*WRITTEN INSTRUCTION*. Faithfully return all lines, omitting every embedded picture.

*DATA EXTRACT*.

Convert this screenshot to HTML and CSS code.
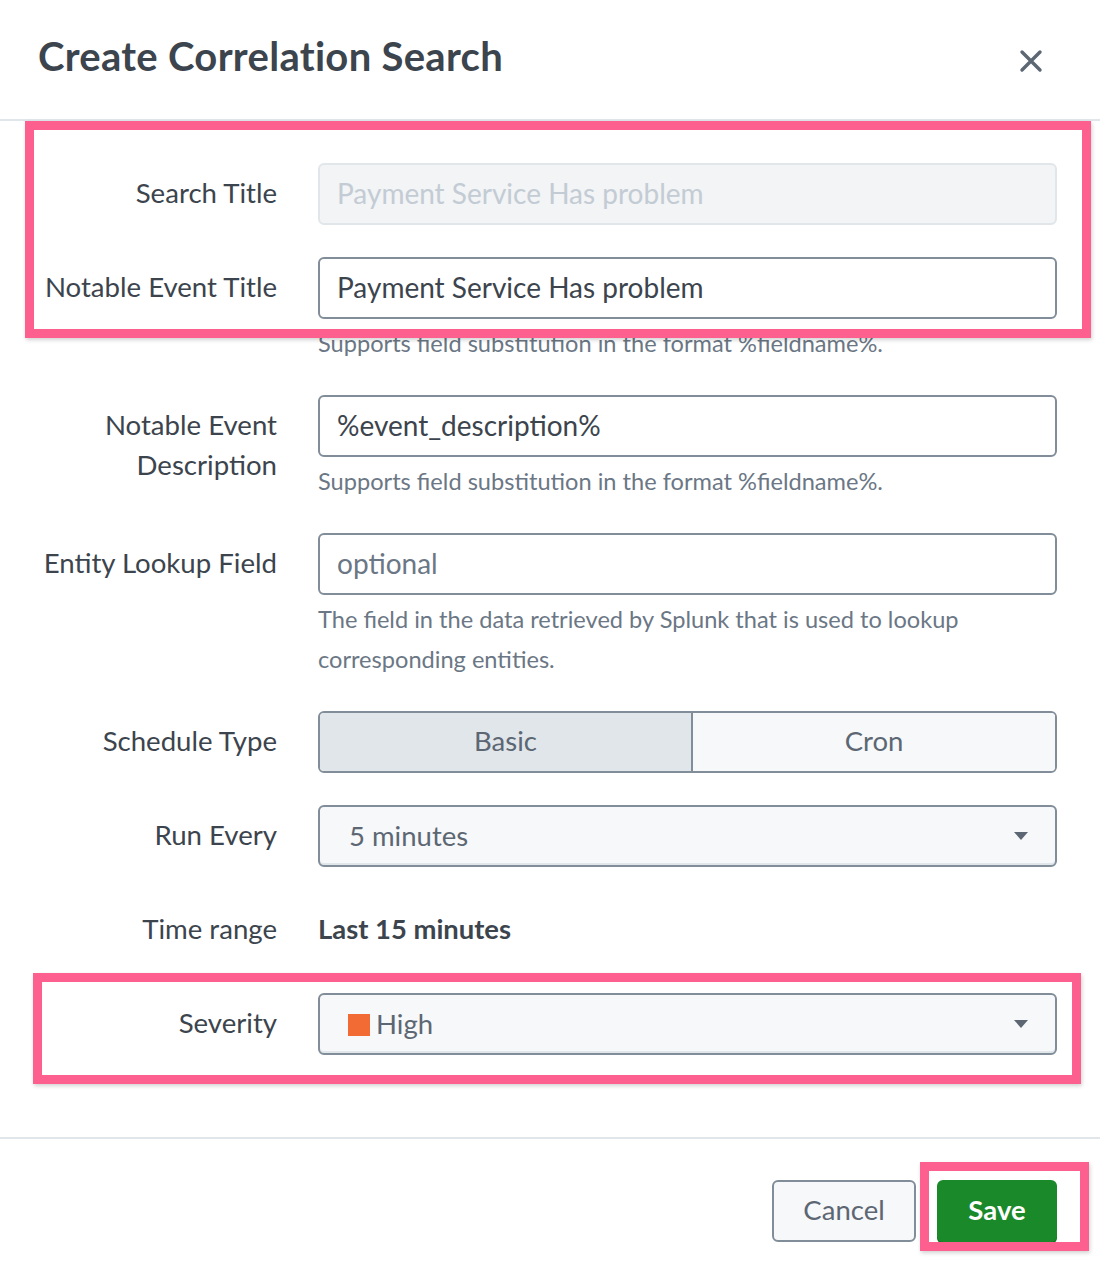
FILE: index.html
```html
<!DOCTYPE html>
<html>
<head>
<meta charset="utf-8">
<link rel="stylesheet" href="styles.css">
</head>
<body>
<div class="modal">
  <header class="modal-header">
    <h1 class="title">Create Correlation Search</h1>
    <button class="close" aria-label="Close">
      <svg width="24" height="24" viewBox="0 0 24 24"><path d="M3 3 L21 21 M21 3 L3 21" stroke="#5c6773" stroke-width="3.4" stroke-linecap="round" fill="none"/></svg>
    </button>
  </header>

  <div class="modal-body">
    <div class="row">
      <div class="label">Search Title</div>
      <div class="control">
        <div class="input disabled">Payment Service Has problem</div>
      </div>
    </div>
    <div class="row">
      <div class="label">Notable Event Title</div>
      <div class="control">
        <div class="input">Payment Service Has problem</div>
        <div class="help">Supports field substitution in the format %fieldname%.</div>
      </div>
    </div>
    <div class="row">
      <div class="label">Notable Event<br>Description</div>
      <div class="control">
        <div class="input">%event_description%</div>
        <div class="help">Supports field substitution in the format %fieldname%.</div>
      </div>
    </div>
    <div class="row">
      <div class="label">Entity Lookup Field</div>
      <div class="control">
        <div class="input placeholder">optional</div>
        <div class="help">The field in the data retrieved by Splunk that is used to lookup<br>corresponding entities.</div>
      </div>
    </div>
    <div class="row">
      <div class="label">Schedule Type</div>
      <div class="control">
        <div class="btn-group">
          <div class="seg selected">Basic</div>
          <div class="seg">Cron</div>
        </div>
      </div>
    </div>
    <div class="row">
      <div class="label">Run Every</div>
      <div class="control">
        <div class="select"><span class="select-text">5 minutes</span><span class="caret"></span></div>
      </div>
    </div>
    <div class="row">
      <div class="label">Time range</div>
      <div class="control">
        <div class="static">Last 15 minutes</div>
      </div>
    </div>
    <div class="row">
      <div class="label">Severity</div>
      <div class="control">
        <div class="select"><span class="select-text sev"><span class="swatch"></span>High</span><span class="caret"></span></div>
      </div>
    </div>
  </div>

  <footer class="modal-footer">
    <button class="btn cancel">Cancel</button>
    <button class="btn save">Save</button>
  </footer>

  <div class="highlight hl-1"></div>
  <div class="highlight hl-2"></div>
  <div class="highlight hl-3"></div>
</div>
</body>
</html>
```

FILE: styles.css
```css
* { box-sizing: border-box; }
html, body { margin: 0; padding: 0; background: #fff; }
body {
  font-family: Lato, "Open Sans", "Liberation Sans", sans-serif;
  color: #3c444d;
  width: 1100px;
  height: 1278px;
  overflow: hidden;
}
.modal { position: relative; width: 1100px; height: 1278px; background: #fff; }

.modal-header {
  height: 121px;
  border-bottom: 2px solid #e1e6eb;
  display: flex;
  align-items: center;
  justify-content: space-between;
  padding: 0 57px 8px 38px;
}
.title {
  margin: 0;
  font-size: 40px;
  font-weight: 700;
  color: #3c444d;
  letter-spacing: 0.3px;
}
.close {
  border: 0; background: none; padding: 0; margin-top: 10px;
  width: 24px; height: 24px; display: flex;
}

.modal-body { padding: 42px 43px 82px 0; }
.row { display: flex; align-items: flex-start; margin-bottom: 32px; }
.row:last-child { margin-bottom: 0; }
.label {
  width: 277px;
  flex: none;
  text-align: right;
  font-size: 27.6px;
  line-height: 40px;
  padding-top: 10px;
  color: #3c444d;
}
.control { margin-left: 41px; flex: 1; }
.input {
  height: 62px;
  border: 2px solid #818d99;
  border-radius: 6px;
  background: #fff;
  font-size: 28px;
  line-height: 56px;
  padding: 0 17px;
  color: #3c444d;
}
.input.disabled { background: #f2f4f5; border-color: #e1e6eb; color: #c3cbd4; }
.input.placeholder { color: #6b7785; }
.help {
  margin-top: 4px;
  font-size: 23.6px;
  line-height: 40px;
  color: #6b7785;
}
.btn-group {
  display: flex;
  height: 62px;
  border: 2px solid #818d99;
  border-radius: 6px;
  overflow: hidden;
}
.seg {
  flex: 1;
  text-align: center;
  font-size: 27.5px;
  line-height: 56px;
  color: #5c6773;
  background: #f7f8fa;
}
.seg.selected { flex: 0 0 373px; background: #e1e6eb; border-right: 2px solid #818d99; }
.select {
  height: 62px;
  border: 2px solid #818d99;
  border-radius: 6px;
  background: #f7f8fa;
  display: flex;
  align-items: center;
  justify-content: space-between;
  padding: 0 27px 0 29px;
  box-shadow: inset 0 -2px 0 #e1e6eb;
}
.select-text { font-size: 27.5px; color: #5c6773; line-height: 56px; display: flex; align-items: center; }
.sev { margin-left: -1px; color: #5c6773; }
.swatch { width: 22px; height: 22px; background: #f26b35; margin-right: 6px; margin-top: 2px; }
.caret {
  width: 0; height: 0;
  border-left: 7px solid transparent;
  border-right: 7px solid transparent;
  border-top: 8px solid #5c6773;
}
.static {
  height: 62px;
  line-height: 60px;
  font-size: 27.4px;
  font-weight: 700;
  color: #3c444d;
}

.modal-footer {
  border-top: 2px solid #e1e6eb;
  display: flex;
  justify-content: flex-end;
  gap: 21px;
  padding: 41px 43px 0 0;
}
.btn {
  height: 62px;
  border-radius: 6px;
  font-family: inherit;
  font-size: 27.5px;
  padding: 0 0 4px;
}
.cancel { width: 144px; background: #f7f8fa; border: 2px solid #818d99; color: #5c6773; }
.save { width: 120px; background: #1a8929; border: 0; color: #fff; font-weight: 700; box-shadow: 0 2px 0 #166e22; }

.highlight {
  position: absolute;
  border: 9px solid #fd5f8f;
  box-shadow: 1px 2px 4px rgba(0,0,0,0.18);
  pointer-events: none;
}
.hl-1 { left: 25px; top: 121px; width: 1066px; height: 217px; }
.hl-2 { left: 33px; top: 973px; width: 1048px; height: 111px; }
.hl-3 { left: 920px; top: 1162px; width: 169px; height: 89px; }
```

*OUTPUT FOR THIS EXERCISE*.
Convert this screenshot to HTML and CSS code.
FILE: index.html
```html
<!DOCTYPE html>
<html>
<head>
<meta charset="utf-8">
<link rel="stylesheet" href="styles.css">
</head>
<body>
<div class="modal">
  <header class="modal-header">
    <h1 class="title">Create Correlation Search</h1>
    <button class="close" aria-label="Close">
      <svg width="24" height="24" viewBox="0 0 24 24"><path d="M3 3 L21 21 M21 3 L3 21" stroke="#5c6773" stroke-width="3.4" stroke-linecap="round" fill="none"/></svg>
    </button>
  </header>

  <div class="modal-body">
    <div class="row">
      <div class="label">Search Title</div>
      <div class="control">
        <div class="input disabled">Payment Service Has problem</div>
      </div>
    </div>
    <div class="row">
      <div class="label">Notable Event Title</div>
      <div class="control">
        <div class="input">Payment Service Has problem</div>
        <div class="help">Supports field substitution in the format %fieldname%.</div>
      </div>
    </div>
    <div class="row">
      <div class="label">Notable Event<br>Description</div>
      <div class="control">
        <div class="input">%event_description%</div>
        <div class="help">Supports field substitution in the format %fieldname%.</div>
      </div>
    </div>
    <div class="row">
      <div class="label">Entity Lookup Field</div>
      <div class="control">
        <div class="input placeholder">optional</div>
        <div class="help">The field in the data retrieved by Splunk that is used to lookup<br>corresponding entities.</div>
      </div>
    </div>
    <div class="row">
      <div class="label">Schedule Type</div>
      <div class="control">
        <div class="btn-group">
          <div class="seg selected">Basic</div>
          <div class="seg">Cron</div>
        </div>
      </div>
    </div>
    <div class="row">
      <div class="label">Run Every</div>
      <div class="control">
        <div class="select"><span class="select-text">5 minutes</span><span class="caret"></span></div>
      </div>
    </div>
    <div class="row">
      <div class="label">Time range</div>
      <div class="control">
        <div class="static">Last 15 minutes</div>
      </div>
    </div>
    <div class="row">
      <div class="label">Severity</div>
      <div class="control">
        <div class="select"><span class="select-text sev"><span class="swatch"></span>High</span><span class="caret"></span></div>
      </div>
    </div>
  </div>

  <footer class="modal-footer">
    <button class="btn cancel">Cancel</button>
    <button class="btn save">Save</button>
  </footer>

  <div class="highlight hl-1"></div>
  <div class="highlight hl-2"></div>
  <div class="highlight hl-3"></div>
</div>
</body>
</html>
```

FILE: styles.css
```css
* { box-sizing: border-box; }
html, body { margin: 0; padding: 0; background: #fff; }
body {
  font-family: Lato, "Open Sans", "Liberation Sans", sans-serif;
  color: #3c444d;
  width: 1100px;
  height: 1278px;
  overflow: hidden;
}
.modal { position: relative; width: 1100px; height: 1278px; background: #fff; }

.modal-header {
  height: 121px;
  border-bottom: 2px solid #e1e6eb;
  display: flex;
  align-items: center;
  justify-content: space-between;
  padding: 0 57px 8px 38px;
}
.title {
  margin: 0;
  font-size: 40px;
  font-weight: 700;
  color: #3c444d;
  letter-spacing: 0.3px;
}
.close {
  border: 0; background: none; padding: 0; margin-top: 10px;
  width: 24px; height: 24px; display: flex;
}

.modal-body { padding: 42px 43px 82px 0; }
.row { display: flex; align-items: flex-start; margin-bottom: 32px; }
.row:last-child { margin-bottom: 0; }
.label {
  width: 277px;
  flex: none;
  text-align: right;
  font-size: 27.6px;
  line-height: 40px;
  padding-top: 10px;
  color: #3c444d;
}
.control { margin-left: 41px; flex: 1; }
.input {
  height: 62px;
  border: 2px solid #818d99;
  border-radius: 6px;
  background: #fff;
  font-size: 28px;
  line-height: 56px;
  padding: 0 17px;
  color: #3c444d;
}
.input.disabled { background: #f2f4f5; border-color: #e1e6eb; color: #c3cbd4; }
.input.placeholder { color: #6b7785; }
.help {
  margin-top: 4px;
  font-size: 23.6px;
  line-height: 40px;
  color: #6b7785;
}
.btn-group {
  display: flex;
  height: 62px;
  border: 2px solid #818d99;
  border-radius: 6px;
  overflow: hidden;
}
.seg {
  flex: 1;
  text-align: center;
  font-size: 27.5px;
  line-height: 56px;
  color: #5c6773;
  background: #f7f8fa;
}
.seg.selected { flex: 0 0 373px; background: #e1e6eb; border-right: 2px solid #818d99; }
.select {
  height: 62px;
  border: 2px solid #818d99;
  border-radius: 6px;
  background: #f7f8fa;
  display: flex;
  align-items: center;
  justify-content: space-between;
  padding: 0 27px 0 29px;
  box-shadow: inset 0 -2px 0 #e1e6eb;
}
.select-text { font-size: 27.5px; color: #5c6773; line-height: 56px; display: flex; align-items: center; }
.sev { margin-left: -1px; color: #5c6773; }
.swatch { width: 22px; height: 22px; background: #f26b35; margin-right: 6px; margin-top: 2px; }
.caret {
  width: 0; height: 0;
  border-left: 7px solid transparent;
  border-right: 7px solid transparent;
  border-top: 8px solid #5c6773;
}
.static {
  height: 62px;
  line-height: 60px;
  font-size: 27.4px;
  font-weight: 700;
  color: #3c444d;
}

.modal-footer {
  border-top: 2px solid #e1e6eb;
  display: flex;
  justify-content: flex-end;
  gap: 21px;
  padding: 41px 43px 0 0;
}
.btn {
  height: 62px;
  border-radius: 6px;
  font-family: inherit;
  font-size: 27.5px;
  padding: 0 0 4px;
}
.cancel { width: 144px; background: #f7f8fa; border: 2px solid #818d99; color: #5c6773; }
.save { width: 120px; background: #1a8929; border: 0; color: #fff; font-weight: 700; box-shadow: 0 2px 0 #166e22; }

.highlight {
  position: absolute;
  border: 9px solid #fd5f8f;
  box-shadow: 1px 2px 4px rgba(0,0,0,0.18);
  pointer-events: none;
}
.hl-1 { left: 25px; top: 121px; width: 1066px; height: 217px; }
.hl-2 { left: 33px; top: 973px; width: 1048px; height: 111px; }
.hl-3 { left: 920px; top: 1162px; width: 169px; height: 89px; }
```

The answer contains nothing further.